A quiet blessing ceremony took place on Wednesday, March 21 at the Southern Ute Museum to properly welcome home a time worn Southern Ute Indian headdress.
Southern Ute Cultural Education Coordinator, Hanley Frost Sr. was the conductor of the welcoming blessing and ceremony. There was a drum group in attendance which consisted of three tribal members, Councilmen Alex Cloud, Singers Rodney Red and Kyle Thompson who sang the blessing song for the headdress.
The Southern Ute Museum is treating this as a culturally sensitive object, meaning only men will handle the headdress. For this reason, Tribal member and former Southern Ute Museum employee Daniel Rohde accepted the headdress on behalf of the Southern Ute Tribe.
Representatives of the Southern Ute Police Department (SUPD) were in attendance as well, they showed their respects by wearing Class A police uniforms and helped with bringing the headdress into the museum.
The headdress became shared knowledge when an anonymous community member returned the Southern Ute headdress to the Southern Ute Police Department where an undisclosed officer accepted the headdress.
After the headdress was accepted, the Bureau of Indian Affairs (BIA) sent Special Agent, John Fryer to take the headdress into protection. Fryer helped develop the Amnesty Program and worked with the Native American Graves Protection and Repatriation (NAGPR) in 2004.

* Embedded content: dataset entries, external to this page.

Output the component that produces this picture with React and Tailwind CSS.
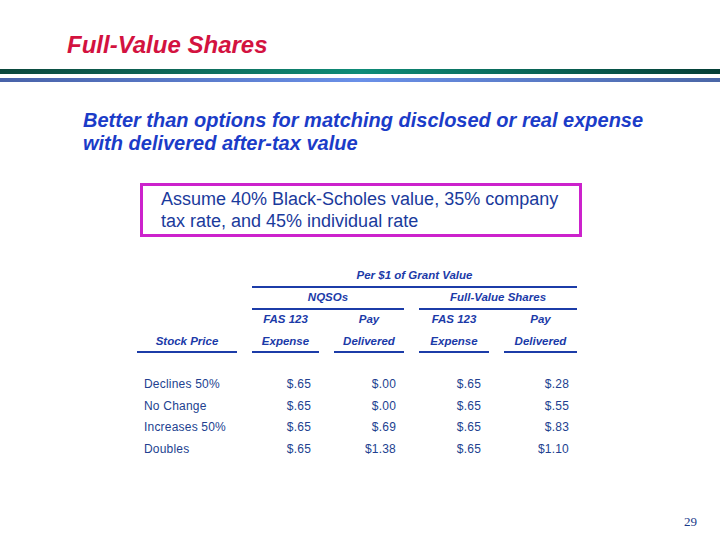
import React from 'react';

const rows = [
  { label: 'Declines 50%', values: ['$.65', '$.00', '$.65', '$.28'] },
  { label: 'No Change', values: ['$.65', '$.00', '$.65', '$.55'] },
  { label: 'Increases 50%', values: ['$.65', '$.69', '$.65', '$.83'] },
  { label: 'Doubles', values: ['$.65', '$1.38', '$.65', '$1.10'] },
];

const headCell = "text-center text-[11.5px] leading-[14px] font-bold italic text-[#1b3aa8]";
const underline = "border-b-2 border-[#1c3ca8]";

const App = () => {
  return (
    <div className="w-[720px] h-[540px] bg-white flex flex-col font-['Liberation_Sans',Arial,sans-serif]">
      {/* title */}
      <h1 className="pt-[31px] pl-[67px] text-[24px] leading-[28px] font-bold italic text-[#d3123f]">
        Full-Value Shares
      </h1>

      {/* double rule */}
      <div className="mt-[10px] flex flex-col gap-[4px]">
        <div className="h-[5px] bg-linear-to-r from-[#0b473c] via-[#0e8c78] to-[#053e36]" />
        <div className="h-[4px] bg-linear-to-r from-[#4862a8] via-[#6a90e8] to-[#4a66a6]" />
      </div>

      {/* subtitle */}
      <p className="mt-[27px] ml-[83px] text-[20px] leading-[23px] font-bold italic text-[#1b3cc8]">
        Better than options for matching disclosed or real expense
        <br />
        with delivered after-tax value
      </p>

      {/* assumption box */}
      <div className="mt-[28px] ml-[140px] w-[442px] h-[54px] border-[3px] border-[#cc22cc] pt-[2px] pl-[18px] text-[18px] leading-[22px] text-[#1a3a9c]">
        Assume 40% Black-Scholes value, 35% company
        <br />
        tax rate, and 45% individual rate
      </div>

      {/* table */}
      <div className="mt-[31px] ml-[137px] grid grid-cols-[100px_67px_70px_70px_73px] gap-x-[15px]">
        <div className={`col-start-2 col-span-4 pb-[4px] ${underline} ${headCell}`}>
          Per $1 of Grant Value
        </div>

        <div className={`col-start-2 col-span-2 mt-[2px] pb-[4px] ${underline} ${headCell}`}>NQSOs</div>
        <div className={`col-span-2 mt-[2px] pb-[4px] ${underline} ${headCell}`}>Full-Value Shares</div>

        <div className={`col-start-2 mt-[2px] ${headCell}`}>FAS 123</div>
        <div className={`mt-[2px] ${headCell}`}>Pay</div>
        <div className={`mt-[2px] ${headCell}`}>FAS 123</div>
        <div className={`mt-[2px] ${headCell}`}>Pay</div>

        {['Stock Price', 'Expense', 'Delivered', 'Expense', 'Delivered'].map((h, i) => (
          <div key={i} className={`mt-[8px] pb-[3px] ${underline} ${headCell}`}>{h}</div>
        ))}

        <div className="col-span-5 h-[21px]" />

        {rows.map((r) => (
          <React.Fragment key={r.label}>
            <div className="pl-[7px] text-[12px] leading-[21.5px] tracking-[0.2px] text-[#223f90]">{r.label}</div>
            {r.values.map((v, i) => (
              <div key={i} className="pr-[8px] text-right text-[12px] leading-[21.5px] tracking-[0.2px] text-[#223f90]">
                {v}
              </div>
            ))}
          </React.Fragment>
        ))}
      </div>

      {/* page number */}
      <div className="mt-auto pb-[11px] pr-[23px] flex justify-end">
        <span className="text-[13px] leading-[15px] text-[#1a3a8a] font-['Liberation_Serif','Times_New_Roman',serif]">29</span>
      </div>
    </div>
  );
};

export default App;
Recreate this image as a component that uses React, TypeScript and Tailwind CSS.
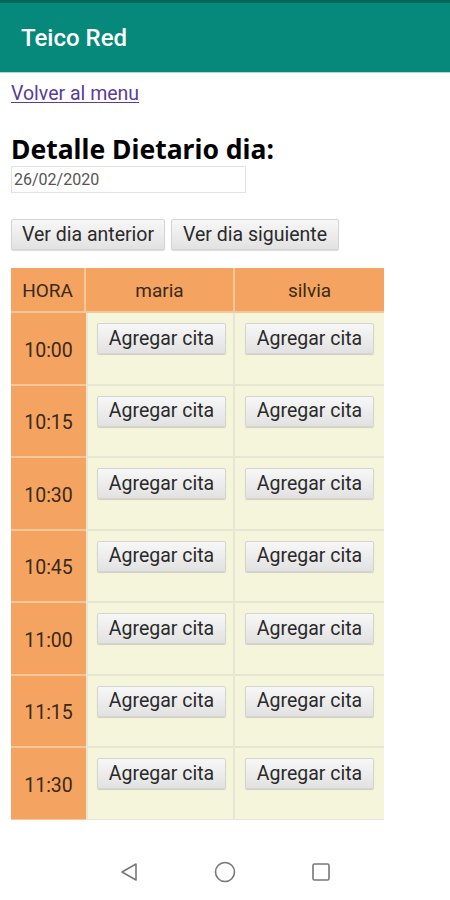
const hours = ['10:00', '10:15', '10:30', '10:45', '11:00', '11:15', '11:30'];
const people = ['maria', 'silvia'];

function GrayButton({ label, className = '' }: { label: string; className?: string }) {
  return (
    <button
      type="button"
      className={`h-[31px] rounded-[2px] border border-[#d4d4d4] bg-gradient-to-b from-[#f7f7f7] to-[#e2e2e2] text-[19.5px] text-[#2a2a2a] leading-none shadow-[0_1px_1px_rgba(0,0,0,0.15)] ${className}`}
    >
      {label}
    </button>
  );
}

export default function App() {
  return (
    <div className="flex h-[900px] w-[450px] flex-col bg-white font-['Roboto',sans-serif]">
      <header className="flex h-[73px] shrink-0 flex-col">
        <div className="h-[3px] bg-[#00695c]" />
        <div className="flex flex-1 items-center bg-[#06897a] pl-[21px]">
          <h1 className="text-[24px] font-medium text-white">Teico Red</h1>
        </div>
        <div className="h-[1px] bg-[#b7d9d3]" />
      </header>

      <main className="h-[747px] shrink-0 overflow-hidden px-[11px]">
        <a href="#" className="mt-[10px] block text-[19.5px] leading-[22px] text-[#5b3c99] underline underline-offset-2">
          Volver al menu
        </a>
        <h2 className="mt-[28px] text-[26.5px] font-bold leading-[33px] text-black font-['Noto_Sans',sans-serif]">
          Detalle Dietario dia:
        </h2>
        <div className="flex h-[27px] w-[235px] items-center border border-[#e2e2e2] px-[2px] text-[16px] text-[#555]">
          26/02/2020
        </div>

        <div className="mt-[26px] flex gap-[6px]">
          <GrayButton label="Ver dia anterior" className="w-[154px]" />
          <GrayButton label="Ver dia siguiente" className="w-[168px]" />
        </div>

        <div className="mt-[18px] grid w-[373px] grid-cols-[75px_149px_149px]">
          <div className="flex h-[45px] items-center justify-center border-r-2 border-b-2 border-[#f7c79c] bg-[#f4a460] pt-[3px] text-[19px] text-[#3a2a1a]">
            HORA
          </div>
          {people.map((p, i) => (
            <div
              key={p}
              className={`flex h-[45px] items-center justify-center border-b-2 border-[#f7c79c] bg-[#f4a460] pt-[3px] text-[19px] text-[#3a2a1a] ${i === 0 ? 'border-r-2' : ''}`}
            >
              {p}
            </div>
          ))}
          {hours.map((h) => (
            <div key={h} className="contents">
              <div className="flex h-[72.5px] items-center justify-center border-b-2 border-[#f7c79c] bg-[#f4a460] pt-[4px] text-[19.5px] text-[#3a2a1a]">
                {h}
              </div>
              {people.map((p, i) => (
                <div
                  key={p}
                  className={`h-[72.5px] border-b-2 border-[#e7e6d2] bg-[#f5f5dc] pt-[10px] ${i === 0 ? 'border-x-2 pl-[9px]' : 'pl-[10px]'}`}
                >
                  <GrayButton label="Agregar cita" className="w-[129px]" />
                </div>
              ))}
            </div>
          ))}
        </div>
      </main>

      <nav className="flex flex-1 items-start justify-center gap-[75px] pt-[42px]">
        <svg width="20" height="20" viewBox="0 0 20 20" fill="none" stroke="#777" strokeWidth="1.6">
          <path d="M17 2 L3 10 L17 18 Z" strokeLinejoin="round" />
        </svg>
        <svg width="22" height="22" viewBox="0 0 22 22" fill="none" stroke="#777" strokeWidth="1.6" className="-mt-[1px]">
          <circle cx="11" cy="11" r="9.5" />
        </svg>
        <svg width="20" height="20" viewBox="0 0 20 20" fill="none" stroke="#777" strokeWidth="1.6">
          <rect x="2" y="2" width="16" height="16" rx="1.5" />
        </svg>
      </nav>
    </div>
  );
}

The headdress has remained with BIA law enforcement until recently. On March 21, the headdress returned to the Southern Ute Indian Tribe, which is where the headdress originated from.
The headdress was returned to the Southern Ute Indian Tribe through the Amnesty Program. The Amnesty Program was created by BIA and the U.S. Attorney’s Office in 2004. It is a program that was started to allow individuals to return cultural items without prosecution. The program proved to be very successful in four states: New Mexico, Colorado, Utah and Arizona — with many cultural objects returning to the originating tribes.
The headdress had been kept in Albuquerque, N.M. with the BIA until last week. Because the headdress was returned under the Amnesty Program, no charges and no prosecutions were enforced for the homecoming of the cultural object.
After the blessing ceremony, the appropriate paperwork was signed and filed for the transfer of ownership by the SUPD, the Southern Ute Museum and the BIA.
The headdress will be housed at the Southern Ute museum, where a condition report will be completed. “A condition report consists of a thorough description and it will determine the state of health the object is in,” Southern Ute Museum Director Linda Baker said.
After the condition report is completed, the headdress will be put in a freeze rotation. “The freeze rotation will eliminate any spiders, eggs and bugs that may have been on the object…it will also protect the rest of the items in the [permanent] collection,” explains Southern Ute Museum Curator, Cheyenne Caraway.
A home for the headdress will be made at the Southern Ute Museum, in the permanent collection for the public to view in the future.